§ **JOB**: Set down exactly the lines in the records below that run from the line with "Output the component" to the line with "const edgeLines = [1, 71];", inclusive, and nothing more.

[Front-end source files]
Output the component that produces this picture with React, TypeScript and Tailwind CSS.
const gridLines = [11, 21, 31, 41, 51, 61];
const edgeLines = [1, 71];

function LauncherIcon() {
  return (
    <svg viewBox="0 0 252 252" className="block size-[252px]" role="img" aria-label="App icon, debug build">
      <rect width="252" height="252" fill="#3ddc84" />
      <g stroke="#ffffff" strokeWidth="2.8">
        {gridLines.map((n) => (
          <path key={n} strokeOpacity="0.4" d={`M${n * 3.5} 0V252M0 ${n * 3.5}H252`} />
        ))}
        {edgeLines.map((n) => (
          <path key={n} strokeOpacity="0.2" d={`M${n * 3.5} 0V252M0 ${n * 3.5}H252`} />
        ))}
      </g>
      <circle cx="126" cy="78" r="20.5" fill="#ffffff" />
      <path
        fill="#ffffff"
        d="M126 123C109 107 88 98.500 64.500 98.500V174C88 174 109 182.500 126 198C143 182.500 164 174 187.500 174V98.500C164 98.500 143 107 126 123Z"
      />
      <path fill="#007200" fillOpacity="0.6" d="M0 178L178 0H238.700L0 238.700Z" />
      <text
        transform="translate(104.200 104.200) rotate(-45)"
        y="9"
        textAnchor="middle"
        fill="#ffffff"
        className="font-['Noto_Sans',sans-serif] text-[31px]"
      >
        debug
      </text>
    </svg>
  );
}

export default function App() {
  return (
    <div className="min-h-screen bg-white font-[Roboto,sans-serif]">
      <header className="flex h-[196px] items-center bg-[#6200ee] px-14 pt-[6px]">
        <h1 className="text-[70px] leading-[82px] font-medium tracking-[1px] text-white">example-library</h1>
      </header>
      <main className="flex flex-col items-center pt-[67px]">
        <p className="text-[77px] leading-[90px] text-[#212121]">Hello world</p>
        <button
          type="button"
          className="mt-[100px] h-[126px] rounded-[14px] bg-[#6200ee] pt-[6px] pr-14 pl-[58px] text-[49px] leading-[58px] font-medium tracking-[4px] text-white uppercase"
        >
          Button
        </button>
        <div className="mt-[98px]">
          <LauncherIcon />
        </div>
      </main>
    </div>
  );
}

==

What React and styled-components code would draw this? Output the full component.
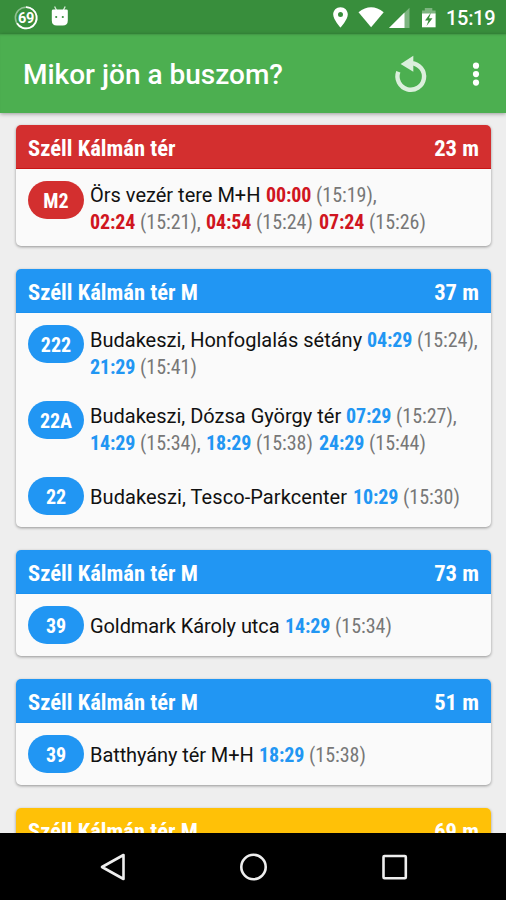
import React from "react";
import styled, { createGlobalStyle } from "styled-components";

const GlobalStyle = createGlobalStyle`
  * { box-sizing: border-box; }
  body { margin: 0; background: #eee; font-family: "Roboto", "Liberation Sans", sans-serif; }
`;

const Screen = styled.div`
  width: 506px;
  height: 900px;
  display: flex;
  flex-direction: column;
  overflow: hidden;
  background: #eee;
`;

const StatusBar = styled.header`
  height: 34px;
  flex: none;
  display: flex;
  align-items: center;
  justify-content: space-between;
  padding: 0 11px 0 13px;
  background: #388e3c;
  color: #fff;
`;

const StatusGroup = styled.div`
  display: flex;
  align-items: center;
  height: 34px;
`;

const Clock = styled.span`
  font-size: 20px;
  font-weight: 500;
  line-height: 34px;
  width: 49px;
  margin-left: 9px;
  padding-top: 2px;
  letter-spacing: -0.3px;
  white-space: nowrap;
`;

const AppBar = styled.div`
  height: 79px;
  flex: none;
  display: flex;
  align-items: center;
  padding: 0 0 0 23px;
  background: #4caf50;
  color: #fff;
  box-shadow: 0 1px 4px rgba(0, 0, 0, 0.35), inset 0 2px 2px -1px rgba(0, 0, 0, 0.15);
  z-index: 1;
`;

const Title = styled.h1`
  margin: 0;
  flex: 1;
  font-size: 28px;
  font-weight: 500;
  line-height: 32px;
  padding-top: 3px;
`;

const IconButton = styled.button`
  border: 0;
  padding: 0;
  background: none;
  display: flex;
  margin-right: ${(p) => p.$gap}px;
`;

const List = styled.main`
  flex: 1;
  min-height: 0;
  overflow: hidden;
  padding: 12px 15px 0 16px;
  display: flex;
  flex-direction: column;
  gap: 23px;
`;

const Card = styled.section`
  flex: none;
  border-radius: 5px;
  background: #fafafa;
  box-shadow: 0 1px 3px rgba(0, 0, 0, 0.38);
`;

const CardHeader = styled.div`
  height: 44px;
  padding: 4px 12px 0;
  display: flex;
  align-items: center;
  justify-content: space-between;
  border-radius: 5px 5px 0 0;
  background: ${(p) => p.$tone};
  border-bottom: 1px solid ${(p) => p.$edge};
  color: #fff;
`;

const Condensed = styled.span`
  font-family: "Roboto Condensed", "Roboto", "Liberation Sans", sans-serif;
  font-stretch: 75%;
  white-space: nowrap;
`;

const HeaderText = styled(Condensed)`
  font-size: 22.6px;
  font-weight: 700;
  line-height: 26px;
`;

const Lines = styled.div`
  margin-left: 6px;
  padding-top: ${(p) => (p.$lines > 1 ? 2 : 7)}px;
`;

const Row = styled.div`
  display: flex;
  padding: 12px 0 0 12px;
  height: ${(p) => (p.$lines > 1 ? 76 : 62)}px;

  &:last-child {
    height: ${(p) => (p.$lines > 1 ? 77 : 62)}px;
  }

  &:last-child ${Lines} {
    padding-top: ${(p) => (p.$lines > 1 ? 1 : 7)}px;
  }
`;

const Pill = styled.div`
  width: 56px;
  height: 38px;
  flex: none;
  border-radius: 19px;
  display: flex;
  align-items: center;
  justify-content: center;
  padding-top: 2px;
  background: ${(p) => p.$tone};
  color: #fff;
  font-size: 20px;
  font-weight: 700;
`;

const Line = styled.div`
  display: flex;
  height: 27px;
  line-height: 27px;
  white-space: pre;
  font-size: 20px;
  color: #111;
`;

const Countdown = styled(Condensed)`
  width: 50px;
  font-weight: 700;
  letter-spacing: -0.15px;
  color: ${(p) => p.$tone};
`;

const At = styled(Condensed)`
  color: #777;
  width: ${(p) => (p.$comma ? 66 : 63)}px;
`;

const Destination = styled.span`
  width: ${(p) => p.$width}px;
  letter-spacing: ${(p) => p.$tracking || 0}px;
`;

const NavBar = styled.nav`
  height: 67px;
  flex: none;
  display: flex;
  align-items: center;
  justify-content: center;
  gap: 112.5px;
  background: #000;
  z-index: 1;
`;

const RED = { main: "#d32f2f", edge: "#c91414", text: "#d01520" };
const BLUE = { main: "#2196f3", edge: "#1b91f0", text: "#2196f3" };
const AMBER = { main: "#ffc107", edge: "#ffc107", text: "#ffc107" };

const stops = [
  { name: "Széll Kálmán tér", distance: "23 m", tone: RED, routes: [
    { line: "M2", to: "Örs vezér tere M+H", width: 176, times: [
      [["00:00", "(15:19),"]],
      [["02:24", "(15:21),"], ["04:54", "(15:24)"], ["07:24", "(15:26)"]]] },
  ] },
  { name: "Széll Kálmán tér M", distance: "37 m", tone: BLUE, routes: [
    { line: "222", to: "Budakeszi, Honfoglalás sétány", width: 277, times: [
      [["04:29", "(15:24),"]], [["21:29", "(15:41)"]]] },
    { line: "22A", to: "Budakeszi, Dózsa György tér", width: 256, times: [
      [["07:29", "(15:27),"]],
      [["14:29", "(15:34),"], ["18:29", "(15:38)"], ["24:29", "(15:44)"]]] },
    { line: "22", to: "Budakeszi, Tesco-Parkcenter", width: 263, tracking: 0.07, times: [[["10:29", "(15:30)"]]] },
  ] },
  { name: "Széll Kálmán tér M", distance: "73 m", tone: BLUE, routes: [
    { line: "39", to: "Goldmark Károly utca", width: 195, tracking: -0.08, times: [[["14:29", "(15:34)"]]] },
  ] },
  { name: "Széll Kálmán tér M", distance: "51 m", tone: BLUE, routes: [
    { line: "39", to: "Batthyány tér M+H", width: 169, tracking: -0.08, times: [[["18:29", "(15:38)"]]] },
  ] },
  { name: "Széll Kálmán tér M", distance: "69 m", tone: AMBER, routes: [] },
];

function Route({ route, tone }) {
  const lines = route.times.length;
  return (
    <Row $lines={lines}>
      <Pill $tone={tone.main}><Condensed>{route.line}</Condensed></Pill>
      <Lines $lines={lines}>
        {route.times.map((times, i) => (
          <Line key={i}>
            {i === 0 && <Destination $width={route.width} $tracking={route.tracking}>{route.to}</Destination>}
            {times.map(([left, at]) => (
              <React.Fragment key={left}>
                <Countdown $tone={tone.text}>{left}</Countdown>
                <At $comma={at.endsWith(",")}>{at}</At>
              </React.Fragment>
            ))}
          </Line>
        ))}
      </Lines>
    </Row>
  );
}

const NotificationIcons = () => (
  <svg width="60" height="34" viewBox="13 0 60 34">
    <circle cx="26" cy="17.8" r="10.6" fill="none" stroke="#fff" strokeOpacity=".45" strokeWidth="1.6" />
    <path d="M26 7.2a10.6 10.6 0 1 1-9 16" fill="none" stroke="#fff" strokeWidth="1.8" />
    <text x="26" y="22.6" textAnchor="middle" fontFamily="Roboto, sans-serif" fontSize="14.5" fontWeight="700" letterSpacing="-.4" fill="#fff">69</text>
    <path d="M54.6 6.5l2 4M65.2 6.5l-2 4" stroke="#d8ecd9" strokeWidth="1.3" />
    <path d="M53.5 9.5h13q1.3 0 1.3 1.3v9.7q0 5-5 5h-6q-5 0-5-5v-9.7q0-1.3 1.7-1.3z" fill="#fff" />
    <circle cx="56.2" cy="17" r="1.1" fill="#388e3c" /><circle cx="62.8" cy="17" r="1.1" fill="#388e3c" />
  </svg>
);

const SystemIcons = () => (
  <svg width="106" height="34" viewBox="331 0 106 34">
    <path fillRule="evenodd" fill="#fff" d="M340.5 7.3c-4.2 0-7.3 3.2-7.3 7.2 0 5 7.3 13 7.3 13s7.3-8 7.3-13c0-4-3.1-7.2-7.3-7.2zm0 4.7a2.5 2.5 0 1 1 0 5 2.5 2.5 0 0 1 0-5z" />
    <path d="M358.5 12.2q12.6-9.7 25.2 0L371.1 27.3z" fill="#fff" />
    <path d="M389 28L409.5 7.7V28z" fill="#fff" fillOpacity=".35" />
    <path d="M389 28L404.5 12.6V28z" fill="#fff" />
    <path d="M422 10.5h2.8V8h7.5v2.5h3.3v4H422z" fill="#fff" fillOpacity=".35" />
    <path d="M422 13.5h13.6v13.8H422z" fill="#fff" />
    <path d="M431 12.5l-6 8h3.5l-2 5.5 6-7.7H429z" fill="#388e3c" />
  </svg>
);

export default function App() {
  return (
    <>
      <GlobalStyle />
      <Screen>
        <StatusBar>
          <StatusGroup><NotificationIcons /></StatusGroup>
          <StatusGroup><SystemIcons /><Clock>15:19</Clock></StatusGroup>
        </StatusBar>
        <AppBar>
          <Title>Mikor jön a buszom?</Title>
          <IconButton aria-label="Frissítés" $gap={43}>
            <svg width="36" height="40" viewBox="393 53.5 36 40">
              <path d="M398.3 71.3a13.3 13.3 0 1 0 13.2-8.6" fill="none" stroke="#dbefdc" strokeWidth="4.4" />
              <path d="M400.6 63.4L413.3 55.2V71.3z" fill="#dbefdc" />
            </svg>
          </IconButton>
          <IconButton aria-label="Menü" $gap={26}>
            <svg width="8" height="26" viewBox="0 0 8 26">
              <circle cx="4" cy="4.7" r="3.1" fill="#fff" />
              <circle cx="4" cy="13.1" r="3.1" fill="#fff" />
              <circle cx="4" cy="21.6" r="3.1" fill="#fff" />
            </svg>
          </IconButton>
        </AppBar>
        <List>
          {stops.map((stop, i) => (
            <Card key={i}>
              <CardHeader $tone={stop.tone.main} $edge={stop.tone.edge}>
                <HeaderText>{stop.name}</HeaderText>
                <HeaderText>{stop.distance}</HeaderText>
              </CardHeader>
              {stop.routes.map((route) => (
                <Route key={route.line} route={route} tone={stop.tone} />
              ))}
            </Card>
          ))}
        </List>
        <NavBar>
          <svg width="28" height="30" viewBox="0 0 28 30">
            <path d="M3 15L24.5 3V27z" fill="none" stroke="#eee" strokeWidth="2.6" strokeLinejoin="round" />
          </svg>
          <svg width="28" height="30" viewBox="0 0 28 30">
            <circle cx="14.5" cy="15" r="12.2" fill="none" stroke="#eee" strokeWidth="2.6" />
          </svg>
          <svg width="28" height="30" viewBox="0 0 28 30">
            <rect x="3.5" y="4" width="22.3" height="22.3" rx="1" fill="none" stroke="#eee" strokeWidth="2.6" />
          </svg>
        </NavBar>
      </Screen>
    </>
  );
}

§ **RESPONSE TO THIS TASK**:
Output the component that produces this picture with React, TypeScript and Tailwind CSS.
const gridLines = [11, 21, 31, 41, 51, 61];
const edgeLines = [1, 71];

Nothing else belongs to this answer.